Babu knew it was not a safe time to be traveling. Nepal was three years into a civil war. People left their villages only if they had to, because when they did, they tended to disappear.
On February 13, 1996, when Babu was just twelve years old, members of the Communist Party of Nepal attacked police posts all over the country. The guerillas, led by a man named Pushpa Kamal Dahal, who called himself Prachanda, killed the officers and took their weapons, hoarding them for future attacks in what he accurately anticipated was going to be a long, bloody struggle for control of Nepal. It was the beginning of what would turn into a horrific ten-year civil war—“the People’s War,” Prachanda called it. The conflict would eventually cost more than 12,800 lives and displace over 150,000 Nepalese from their homes. The economy crashed. Unemployment reached nearly 50 percent, the country left, for all practical purposes, in ruin.
For hundreds of years, ten generations of the Shah dynasty had ruled Nepal, as either an absolute monarchy or a constitutional monarchy, constitutionally immune to prosecution. The Maoists, Nepalis loyal to the now infamous Communist Chinese revolutionary/tyrant Mao Zedong, claimed that Nepal’s rulers had failed to bring genuine democracy and development to the people of Nepal, which was true. In the eighteenth century, members of the Shah family had cut off the lips of their challengers. A hundred years later, they were dropping uncooperative subjects down wells. More recently, a member of the royal family had allegedly run over a musician on the street with his Mitsubishi Pajero. The man hadn’t played his request.

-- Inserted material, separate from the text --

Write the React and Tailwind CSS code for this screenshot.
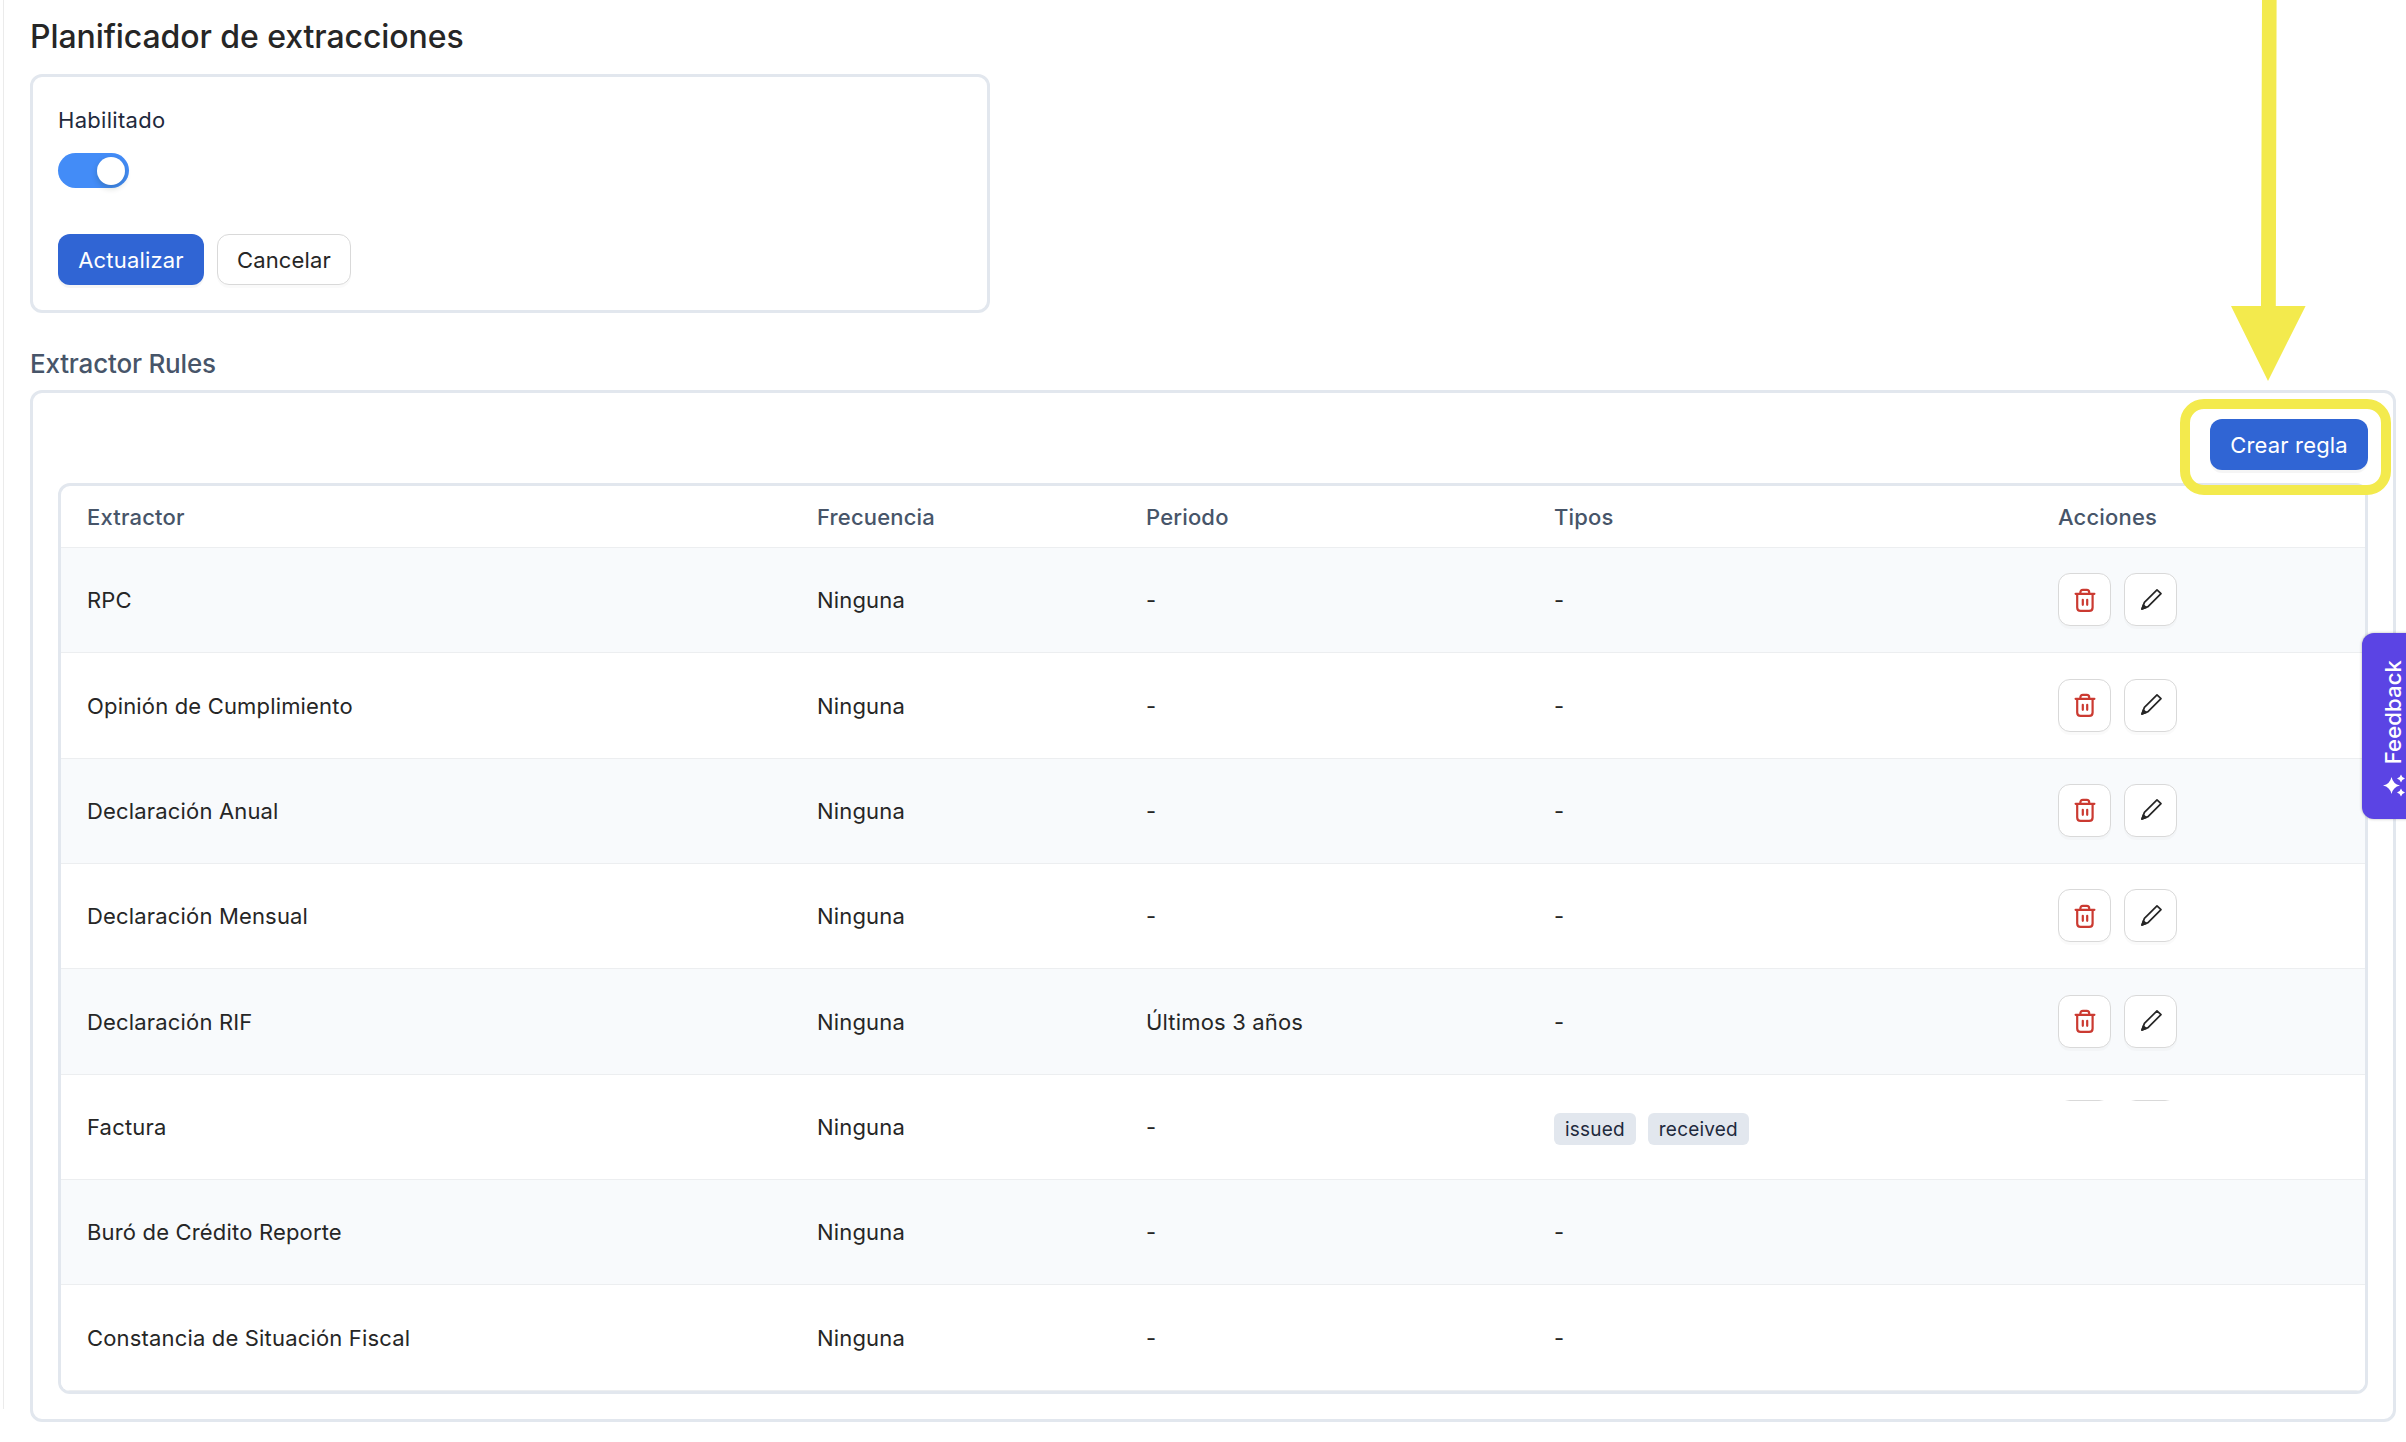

The day-to-day economics and development of Nepal also hadn’t gone so well for the Shahs. By 1996, 71 percent of Nepal’s population was living on less than $1 a day—absolute poverty. More than half of the people in Nepal were illiterate. And foreign debt accounted for at least 60 percent of the country’s gross domestic product. Even today, Nepal is still listed as one of the twenty poorest countries in the world by the United Nations, just ahead of Uganda and Haiti.